### Request
Repeat each line of the material below exactly as it appears, minus any pictures.

### Material provided
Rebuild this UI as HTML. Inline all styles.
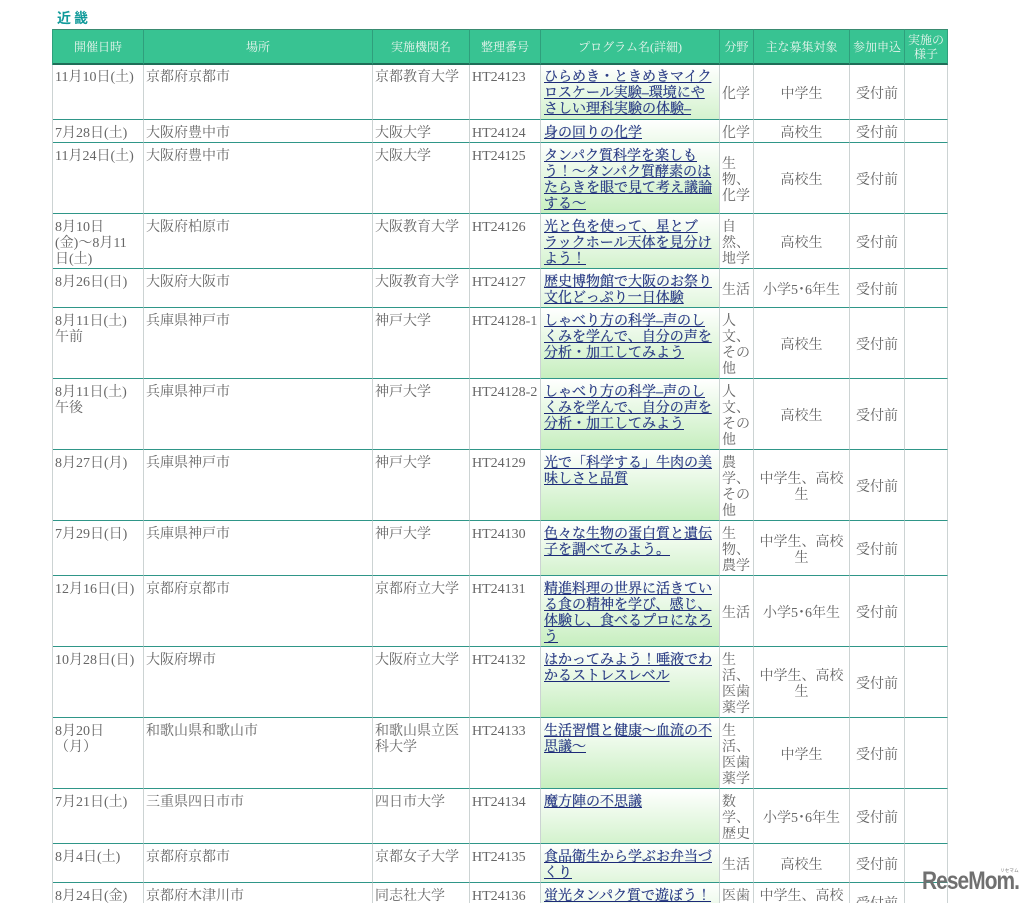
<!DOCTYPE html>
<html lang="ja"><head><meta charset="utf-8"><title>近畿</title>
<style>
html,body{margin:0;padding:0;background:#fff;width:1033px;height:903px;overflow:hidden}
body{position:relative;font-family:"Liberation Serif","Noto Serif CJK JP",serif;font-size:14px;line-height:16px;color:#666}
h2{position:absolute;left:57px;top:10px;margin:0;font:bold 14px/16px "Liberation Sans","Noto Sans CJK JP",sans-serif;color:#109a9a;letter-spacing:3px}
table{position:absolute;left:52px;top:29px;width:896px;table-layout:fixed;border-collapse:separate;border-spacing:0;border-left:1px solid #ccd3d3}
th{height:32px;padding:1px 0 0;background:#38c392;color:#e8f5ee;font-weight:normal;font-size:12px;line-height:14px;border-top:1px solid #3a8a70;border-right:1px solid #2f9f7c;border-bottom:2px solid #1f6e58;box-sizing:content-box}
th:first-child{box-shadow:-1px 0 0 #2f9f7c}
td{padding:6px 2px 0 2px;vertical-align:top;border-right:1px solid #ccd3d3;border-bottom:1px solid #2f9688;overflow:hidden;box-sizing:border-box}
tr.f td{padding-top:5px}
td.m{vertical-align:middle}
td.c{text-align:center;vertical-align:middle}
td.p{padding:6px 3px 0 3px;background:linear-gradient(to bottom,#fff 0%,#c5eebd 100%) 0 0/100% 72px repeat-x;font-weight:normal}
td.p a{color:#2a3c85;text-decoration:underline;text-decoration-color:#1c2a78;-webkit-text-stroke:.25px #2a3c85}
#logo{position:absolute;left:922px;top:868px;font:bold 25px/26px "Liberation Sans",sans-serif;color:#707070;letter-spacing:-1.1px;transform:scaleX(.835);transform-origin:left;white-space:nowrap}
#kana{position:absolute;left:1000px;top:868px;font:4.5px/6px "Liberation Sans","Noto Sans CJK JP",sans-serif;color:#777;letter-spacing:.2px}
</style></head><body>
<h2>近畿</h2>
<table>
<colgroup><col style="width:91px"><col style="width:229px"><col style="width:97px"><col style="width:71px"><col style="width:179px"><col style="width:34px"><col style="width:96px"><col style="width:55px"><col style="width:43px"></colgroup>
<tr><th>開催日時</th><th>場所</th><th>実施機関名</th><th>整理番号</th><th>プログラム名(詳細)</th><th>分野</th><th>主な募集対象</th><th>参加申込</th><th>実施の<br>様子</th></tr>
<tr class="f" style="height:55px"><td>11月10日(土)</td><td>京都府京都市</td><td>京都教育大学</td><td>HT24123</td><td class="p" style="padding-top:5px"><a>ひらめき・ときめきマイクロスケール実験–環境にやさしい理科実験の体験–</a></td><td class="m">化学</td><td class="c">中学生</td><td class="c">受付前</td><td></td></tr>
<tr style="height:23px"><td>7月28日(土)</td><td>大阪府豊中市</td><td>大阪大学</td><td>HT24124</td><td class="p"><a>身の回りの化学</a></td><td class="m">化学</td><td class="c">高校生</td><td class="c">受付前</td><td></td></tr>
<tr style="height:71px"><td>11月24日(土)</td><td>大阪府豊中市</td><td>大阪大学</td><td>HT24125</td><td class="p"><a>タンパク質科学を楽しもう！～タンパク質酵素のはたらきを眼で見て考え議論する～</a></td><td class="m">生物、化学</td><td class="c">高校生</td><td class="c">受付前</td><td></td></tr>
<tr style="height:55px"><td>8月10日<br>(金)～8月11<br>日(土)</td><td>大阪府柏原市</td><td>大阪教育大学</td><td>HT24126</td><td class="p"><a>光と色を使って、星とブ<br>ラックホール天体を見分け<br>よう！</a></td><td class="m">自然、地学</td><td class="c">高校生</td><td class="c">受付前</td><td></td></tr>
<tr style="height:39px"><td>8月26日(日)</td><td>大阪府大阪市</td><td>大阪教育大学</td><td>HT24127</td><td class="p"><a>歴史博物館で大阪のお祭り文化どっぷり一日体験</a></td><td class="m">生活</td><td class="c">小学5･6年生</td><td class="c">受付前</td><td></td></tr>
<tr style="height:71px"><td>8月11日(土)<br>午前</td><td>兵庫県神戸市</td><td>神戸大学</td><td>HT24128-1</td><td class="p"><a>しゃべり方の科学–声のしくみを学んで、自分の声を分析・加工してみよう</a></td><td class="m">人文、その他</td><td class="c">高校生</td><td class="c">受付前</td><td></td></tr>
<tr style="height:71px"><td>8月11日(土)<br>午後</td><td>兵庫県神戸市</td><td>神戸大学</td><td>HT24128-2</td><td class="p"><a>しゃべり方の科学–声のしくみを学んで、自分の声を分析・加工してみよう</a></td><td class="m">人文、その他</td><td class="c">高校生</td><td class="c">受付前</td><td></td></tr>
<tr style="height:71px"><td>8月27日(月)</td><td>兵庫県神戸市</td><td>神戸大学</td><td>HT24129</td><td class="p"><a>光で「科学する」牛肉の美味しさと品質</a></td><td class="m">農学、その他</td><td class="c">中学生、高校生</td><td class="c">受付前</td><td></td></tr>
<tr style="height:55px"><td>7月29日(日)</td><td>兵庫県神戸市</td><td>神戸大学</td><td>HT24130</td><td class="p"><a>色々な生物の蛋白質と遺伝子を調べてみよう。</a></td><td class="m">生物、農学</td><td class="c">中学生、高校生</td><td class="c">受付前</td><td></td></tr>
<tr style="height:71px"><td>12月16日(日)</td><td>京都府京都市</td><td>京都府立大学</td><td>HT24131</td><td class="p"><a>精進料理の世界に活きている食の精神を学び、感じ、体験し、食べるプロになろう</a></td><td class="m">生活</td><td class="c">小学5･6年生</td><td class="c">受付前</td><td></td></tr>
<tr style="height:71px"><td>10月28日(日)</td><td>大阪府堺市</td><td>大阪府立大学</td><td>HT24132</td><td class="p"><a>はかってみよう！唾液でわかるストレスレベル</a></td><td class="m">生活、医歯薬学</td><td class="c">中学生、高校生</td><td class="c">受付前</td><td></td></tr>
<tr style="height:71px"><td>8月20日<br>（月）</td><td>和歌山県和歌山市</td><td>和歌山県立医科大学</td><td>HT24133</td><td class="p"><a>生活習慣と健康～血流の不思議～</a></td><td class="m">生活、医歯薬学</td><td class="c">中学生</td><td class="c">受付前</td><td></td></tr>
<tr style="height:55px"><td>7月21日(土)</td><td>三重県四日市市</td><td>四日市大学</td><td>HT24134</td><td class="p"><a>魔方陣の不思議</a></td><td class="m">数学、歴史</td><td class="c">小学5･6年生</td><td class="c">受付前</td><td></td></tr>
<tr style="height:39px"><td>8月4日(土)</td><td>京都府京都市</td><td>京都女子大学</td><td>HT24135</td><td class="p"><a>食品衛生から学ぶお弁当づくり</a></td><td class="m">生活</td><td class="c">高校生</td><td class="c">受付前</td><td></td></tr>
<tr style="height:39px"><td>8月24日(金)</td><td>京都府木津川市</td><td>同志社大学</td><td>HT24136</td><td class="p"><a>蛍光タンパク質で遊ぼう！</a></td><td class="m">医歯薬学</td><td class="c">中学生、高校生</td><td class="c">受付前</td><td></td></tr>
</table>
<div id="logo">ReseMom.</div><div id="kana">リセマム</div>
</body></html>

### Result of this exercise
Rebuild this UI as HTML. Inline all styles.
<!DOCTYPE html>
<html lang="ja"><head><meta charset="utf-8"><title>近畿</title>
<style>
html,body{margin:0;padding:0;background:#fff;width:1033px;height:903px;overflow:hidden}
body{position:relative;font-family:"Liberation Serif","Noto Serif CJK JP",serif;font-size:14px;line-height:16px;color:#666}
h2{position:absolute;left:57px;top:10px;margin:0;font:bold 14px/16px "Liberation Sans","Noto Sans CJK JP",sans-serif;color:#109a9a;letter-spacing:3px}
table{position:absolute;left:52px;top:29px;width:896px;table-layout:fixed;border-collapse:separate;border-spacing:0;border-left:1px solid #ccd3d3}
th{height:32px;padding:1px 0 0;background:#38c392;color:#e8f5ee;font-weight:normal;font-size:12px;line-height:14px;border-top:1px solid #3a8a70;border-right:1px solid #2f9f7c;border-bottom:2px solid #1f6e58;box-sizing:content-box}
th:first-child{box-shadow:-1px 0 0 #2f9f7c}
td{padding:6px 2px 0 2px;vertical-align:top;border-right:1px solid #ccd3d3;border-bottom:1px solid #2f9688;overflow:hidden;box-sizing:border-box}
tr.f td{padding-top:5px}
td.m{vertical-align:middle}
td.c{text-align:center;vertical-align:middle}
td.p{padding:6px 3px 0 3px;background:linear-gradient(to bottom,#fff 0%,#c5eebd 100%) 0 0/100% 72px repeat-x;font-weight:normal}
td.p a{color:#2a3c85;text-decoration:underline;text-decoration-color:#1c2a78;-webkit-text-stroke:.25px #2a3c85}
#logo{position:absolute;left:922px;top:868px;font:bold 25px/26px "Liberation Sans",sans-serif;color:#707070;letter-spacing:-1.1px;transform:scaleX(.835);transform-origin:left;white-space:nowrap}
#kana{position:absolute;left:1000px;top:868px;font:4.5px/6px "Liberation Sans","Noto Sans CJK JP",sans-serif;color:#777;letter-spacing:.2px}
</style></head><body>
<h2>近畿</h2>
<table>
<colgroup><col style="width:91px"><col style="width:229px"><col style="width:97px"><col style="width:71px"><col style="width:179px"><col style="width:34px"><col style="width:96px"><col style="width:55px"><col style="width:43px"></colgroup>
<tr><th>開催日時</th><th>場所</th><th>実施機関名</th><th>整理番号</th><th>プログラム名(詳細)</th><th>分野</th><th>主な募集対象</th><th>参加申込</th><th>実施の<br>様子</th></tr>
<tr class="f" style="height:55px"><td>11月10日(土)</td><td>京都府京都市</td><td>京都教育大学</td><td>HT24123</td><td class="p" style="padding-top:5px"><a>ひらめき・ときめきマイクロスケール実験–環境にやさしい理科実験の体験–</a></td><td class="m">化学</td><td class="c">中学生</td><td class="c">受付前</td><td></td></tr>
<tr style="height:23px"><td>7月28日(土)</td><td>大阪府豊中市</td><td>大阪大学</td><td>HT24124</td><td class="p"><a>身の回りの化学</a></td><td class="m">化学</td><td class="c">高校生</td><td class="c">受付前</td><td></td></tr>
<tr style="height:71px"><td>11月24日(土)</td><td>大阪府豊中市</td><td>大阪大学</td><td>HT24125</td><td class="p"><a>タンパク質科学を楽しもう！～タンパク質酵素のはたらきを眼で見て考え議論する～</a></td><td class="m">生物、化学</td><td class="c">高校生</td><td class="c">受付前</td><td></td></tr>
<tr style="height:55px"><td>8月10日<br>(金)～8月11<br>日(土)</td><td>大阪府柏原市</td><td>大阪教育大学</td><td>HT24126</td><td class="p"><a>光と色を使って、星とブ<br>ラックホール天体を見分け<br>よう！</a></td><td class="m">自然、地学</td><td class="c">高校生</td><td class="c">受付前</td><td></td></tr>
<tr style="height:39px"><td>8月26日(日)</td><td>大阪府大阪市</td><td>大阪教育大学</td><td>HT24127</td><td class="p"><a>歴史博物館で大阪のお祭り文化どっぷり一日体験</a></td><td class="m">生活</td><td class="c">小学5･6年生</td><td class="c">受付前</td><td></td></tr>
<tr style="height:71px"><td>8月11日(土)<br>午前</td><td>兵庫県神戸市</td><td>神戸大学</td><td>HT24128-1</td><td class="p"><a>しゃべり方の科学–声のしくみを学んで、自分の声を分析・加工してみよう</a></td><td class="m">人文、その他</td><td class="c">高校生</td><td class="c">受付前</td><td></td></tr>
<tr style="height:71px"><td>8月11日(土)<br>午後</td><td>兵庫県神戸市</td><td>神戸大学</td><td>HT24128-2</td><td class="p"><a>しゃべり方の科学–声のしくみを学んで、自分の声を分析・加工してみよう</a></td><td class="m">人文、その他</td><td class="c">高校生</td><td class="c">受付前</td><td></td></tr>
<tr style="height:71px"><td>8月27日(月)</td><td>兵庫県神戸市</td><td>神戸大学</td><td>HT24129</td><td class="p"><a>光で「科学する」牛肉の美味しさと品質</a></td><td class="m">農学、その他</td><td class="c">中学生、高校生</td><td class="c">受付前</td><td></td></tr>
<tr style="height:55px"><td>7月29日(日)</td><td>兵庫県神戸市</td><td>神戸大学</td><td>HT24130</td><td class="p"><a>色々な生物の蛋白質と遺伝子を調べてみよう。</a></td><td class="m">生物、農学</td><td class="c">中学生、高校生</td><td class="c">受付前</td><td></td></tr>
<tr style="height:71px"><td>12月16日(日)</td><td>京都府京都市</td><td>京都府立大学</td><td>HT24131</td><td class="p"><a>精進料理の世界に活きている食の精神を学び、感じ、体験し、食べるプロになろう</a></td><td class="m">生活</td><td class="c">小学5･6年生</td><td class="c">受付前</td><td></td></tr>
<tr style="height:71px"><td>10月28日(日)</td><td>大阪府堺市</td><td>大阪府立大学</td><td>HT24132</td><td class="p"><a>はかってみよう！唾液でわかるストレスレベル</a></td><td class="m">生活、医歯薬学</td><td class="c">中学生、高校生</td><td class="c">受付前</td><td></td></tr>
<tr style="height:71px"><td>8月20日<br>（月）</td><td>和歌山県和歌山市</td><td>和歌山県立医科大学</td><td>HT24133</td><td class="p"><a>生活習慣と健康～血流の不思議～</a></td><td class="m">生活、医歯薬学</td><td class="c">中学生</td><td class="c">受付前</td><td></td></tr>
<tr style="height:55px"><td>7月21日(土)</td><td>三重県四日市市</td><td>四日市大学</td><td>HT24134</td><td class="p"><a>魔方陣の不思議</a></td><td class="m">数学、歴史</td><td class="c">小学5･6年生</td><td class="c">受付前</td><td></td></tr>
<tr style="height:39px"><td>8月4日(土)</td><td>京都府京都市</td><td>京都女子大学</td><td>HT24135</td><td class="p"><a>食品衛生から学ぶお弁当づくり</a></td><td class="m">生活</td><td class="c">高校生</td><td class="c">受付前</td><td></td></tr>
<tr style="height:39px"><td>8月24日(金)</td><td>京都府木津川市</td><td>同志社大学</td><td>HT24136</td><td class="p"><a>蛍光タンパク質で遊ぼう！</a></td><td class="m">医歯薬学</td><td class="c">中学生、高校生</td><td class="c">受付前</td><td></td></tr>
</table>
<div id="logo">ReseMom.</div><div id="kana">リセマム</div>
</body></html>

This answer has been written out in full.